Tuesday, August 25, 2009
Day 21 Route 36 Hamilton – Clarence, MO 111 miles
I have been on Route 36 for almost a week. The changes to the landscape are subtle but steady. The land has become less arid. The trees have returned. Last night I pitched my tent in a grove of shagbark hickory and poplar, two species found in the east that would have been missing from the sage-covered hills in dry Kansas and Colorado. All night I heard great horned and barred owls. If I am not mistaken, the barred owl needs some serious woodland as part of its home range. Two of them seemed to call back and forth to each other at varying distances from the tent. Later, coyotes chimed in; they would start and stop howling pretty spontaneously. All those noises didn’t seem to bother a raccoon, who got into my pack but missed the granola bars before he was shooed off by the biker.

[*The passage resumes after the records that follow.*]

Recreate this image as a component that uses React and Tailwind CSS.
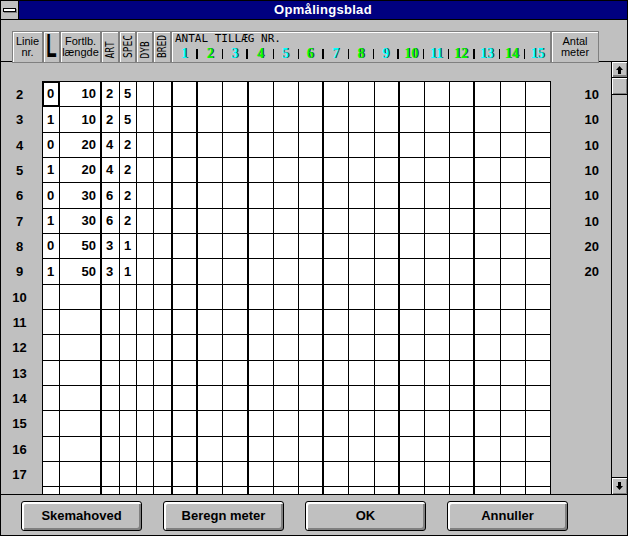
import React from 'react';

const rows = [
  ['0', '10', '2', '5', '10'],
  ['1', '10', '2', '5', '10'],
  ['0', '20', '4', '2', '10'],
  ['1', '20', '4', '2', '10'],
  ['0', '30', '6', '2', '10'],
  ['1', '30', '6', '2', '10'],
  ['0', '50', '3', '1', '20'],
  ['1', '50', '3', '1', '20'],
];

// columns that get a heavy right rule
const thick = new Set([1, 5, 6, 8, 11, 14, 17]);
const thickHead = new Set([1, 3, 6, 9, 12]);

const boxCls = 'border border-[#808080] bg-[#c0c0c0] shadow-[inset_1px_1px_0_#ffffff]';
const btnCls =
  'flex h-[30px] w-[121px] items-center justify-center rounded-[3px] border border-black bg-[#c0c0c0] text-[13px] font-bold text-black shadow-[inset_1px_1px_0_#ffffff,inset_2px_2px_0_#ffffff,inset_-1px_-1px_0_#808080,inset_-2px_-2px_0_#808080]';

function VText({ children }) {
  return (
    <div className={`${boxCls} flex flex-col items-center justify-end pb-[1px]`}>
      <span className="rotate-180 scale-y-[0.8] whitespace-nowrap font-['DejaVu_Sans_Mono',monospace] text-[12px] leading-none text-black [writing-mode:vertical-rl]">
        {children}
      </span>
    </div>
  );
}

function Arrow({ down }) {
  return (
    <svg width="7" height="8" viewBox="0 0 7 8" className={down ? 'rotate-180' : ''}>
      <polygon points="3.5,0 7,4 5,4 5,8 2,8 2,4 0,4" fill="#000" />
    </svg>
  );
}

function GridRow({ label, data, first }) {
  return (
    <div className="flex h-[25.33px] shrink-0">
      <div className="flex w-[41px] items-center justify-center pr-[4px] text-[13px] font-bold">{label}</div>
      <div className="grid w-[509px] grid-cols-[17px_42px_18px_17px_17px_19px_repeat(15,minmax(0,1fr))] border-l border-black bg-white">
        {Array.from({ length: 21 }, (_, i) => (
          <div
            key={i}
            className={`flex items-center border-b border-black text-[13px] font-bold ${
              thick.has(i) ? 'border-r-2' : 'border-r'
            } ${i === 1 ? 'justify-end pr-[4px]' : 'pl-[4px]'} ${
              first && i === 0 ? 'shadow-[inset_0_0_0_1px_#000]' : ''
            }`}
          >
            {data && i < 4 ? data[i] : ''}
          </div>
        ))}
      </div>
      <div className="flex w-[60px] items-center justify-end pr-[12px] text-[13px] font-bold">
        {data ? data[4] : ''}
      </div>
    </div>
  );
}

export default function App() {
  const nums = Array.from({ length: 15 }, (_, i) => i + 1);
  return (
    <div className="flex h-[536px] w-[628px] flex-col border border-black bg-[#c0c0c0] font-['Liberation_Sans',Arial,sans-serif] text-black">
      {/* title bar */}
      <div className="flex h-[19px] shrink-0 border-b border-black">
        <div className="flex w-[18px] items-center justify-center border-r border-black bg-[#c0c0c0]">
          <div className="h-[4px] w-[13px] border border-black bg-white shadow-[1px_1px_0_#808080]" />
        </div>
        <div className="flex flex-1 items-center justify-center bg-[#000080] text-[13px] font-bold tracking-[0.3px] text-white">
          Opmålingsblad
        </div>
      </div>

      {/* column headers */}
      <div className="flex h-[42px] shrink-0 border-b border-black pl-[11px] pt-[11px]">
        <div className="grid h-[30px] grid-cols-[31px_17px_41px_18px_17px_17px_18px_380px_48px]">
          <div className={`${boxCls} flex flex-col items-center justify-center text-[11px] leading-[11px]`}>
            <span>Linie</span>
            <span>nr.</span>
          </div>
          <div className={`${boxCls} flex items-center justify-center`}>
            <span className="scale-y-[1.9] text-[17px] font-bold leading-none">L</span>
          </div>
          <div className={`${boxCls} flex flex-col items-center justify-center text-[11px] leading-[11px]`}>
            <span>Fortlb.</span>
            <span>længde</span>
          </div>
          <VText>ART</VText>
          <VText>SPEC</VText>
          <VText>DYB</VText>
          <VText>BRED</VText>
          <div className={`${boxCls} flex flex-col`}>
            <div className="pl-[3px] pt-[1px] font-['DejaVu_Sans_Mono',monospace] text-[11px] leading-[11px]">
              ANTAL TILLÆG NR.
            </div>
            <div className="ml-[1px] mt-[3px] grid h-[12px] w-[377px] grid-cols-[repeat(15,minmax(0,1fr))]">
              {nums.map((n) => (
                <div key={n} className="flex items-center">
                  <span
                    className={`flex-1 text-center font-['Liberation_Serif',serif] text-[14px] font-bold leading-none [text-shadow:1px_0_0_#303030] ${
                      n % 2 ? 'text-[#00ffff]' : 'text-[#00ff00]'
                    }`}
                  >
                    {n}
                  </span>
                  {n < 15 && (
                    <span className={`h-[10px] bg-black ${thickHead.has(n) ? 'w-[2px]' : 'w-px'}`} />
                  )}
                </div>
              ))}
            </div>
          </div>
          <div className={`${boxCls} flex flex-col items-center justify-center text-[11px] leading-[11px]`}>
            <span>Antal</span>
            <span>meter</span>
          </div>
        </div>
      </div>

      {/* grid body */}
      <div className="flex h-[433px] shrink-0 border-b border-black">
        <div className="flex w-[610px] flex-col overflow-hidden">
          <div className="h-[19px] shrink-0" />
          <div className="flex h-px shrink-0">
            <div className="w-[41px]" />
            <div className="w-[509px] bg-black" />
          </div>
          {Array.from({ length: 17 }, (_, i) => (
            <GridRow key={i} label={i < 16 ? i + 2 : ''} data={rows[i]} first={i === 0} />
          ))}
        </div>
        <div className="flex w-[16px] flex-col border-l border-black">
          <div className="flex h-[16px] shrink-0 items-center justify-center border-b border-black shadow-[inset_1px_1px_0_#ffffff,inset_-1px_-2px_0_#808080]">
            <Arrow />
          </div>
          <div className="h-[17px] shrink-0 border-b border-black shadow-[inset_1px_1px_0_#ffffff,inset_-1px_-1px_0_#808080]" />
          <div className="flex-1" />
          <div className="flex h-[17px] shrink-0 items-center justify-center border-t border-black shadow-[inset_1px_1px_0_#ffffff,inset_-1px_-1px_0_#808080]">
            <Arrow down />
          </div>
        </div>
      </div>

      {/* buttons */}
      <div className="flex h-[40px] shrink-0 gap-[21px] pl-[20px] pt-[6px]">
        <button className={btnCls}>Skemahoved</button>
        <button className={btnCls}>Beregn meter</button>
        <button className={btnCls}>OK</button>
        <button className={btnCls}>Annuller</button>
      </div>
    </div>
  );
}
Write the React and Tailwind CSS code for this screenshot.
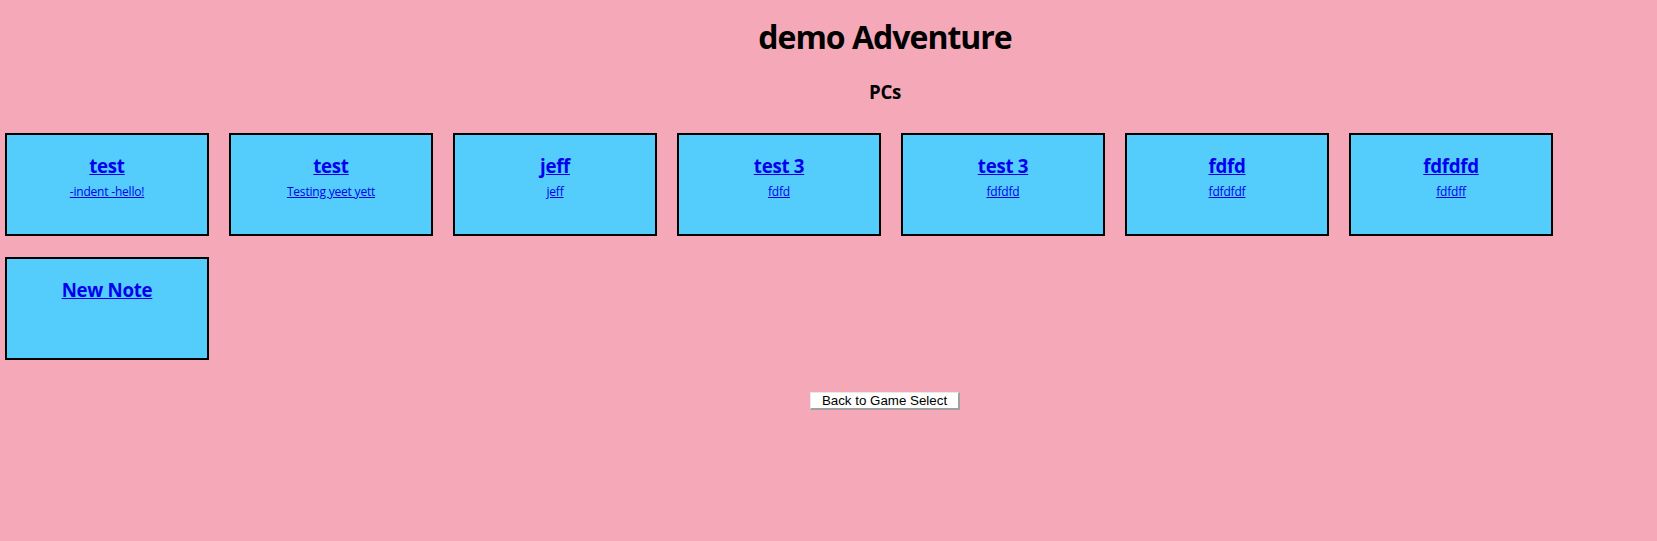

There was some serious headwind on Route 36 today. The shoulder improved greatly for biking over Sunday’s conditions. Late in the day, however, the four lane road got reduced to two lanes and zero shoulder. I was not thrilled about that, and actually got up and used the closed two lanes under construction (photo). For a while I was feeling great about it; the road was completed enough that I could bike on it but it was closed to motor traffic. It was the last 12 miles of the day and I was glad to zone out. Then, with about six miles to go, the construction became so recent that the concrete was still wet! I had to hop on the shoulder-less other section again. Dogs chased me and I had to ride opposing traffic to find any shoulder at all. Alternate routes eastward through Missouri are very hard to find right now, so I will have to tread carefully tomorrow. There is a difference between biking and holding on, which is what I did for a bit. This is supposed to be pedal4wildlife, not pedalformylife!
Obviously the eastern U.S. is much mire heavily settled than out west, with the bulk of the unsettled land, at least here in Missouri, under intense cultivation. I have been seeing very little wildlife during the day. This is the section of the country I thought I’d have to put my head down and plow through, and this has been the case. When we were running the beautiful carriage paths of Acadia National Park, my Maine buddy Tim Sheehan once told me that when he got tired, it helped him to picture his muscles at work. Today that is what I did. I looked down at my quads and visualized the repeating firing of muscle fibers, and that energy transferred to the tiny pedals below. I thought if my transformed legs acting as two smooth pistons that slowly but surely turned feet into yards, and yards into miles, on a ribbon of concrete cutting through a sea of soy and corn.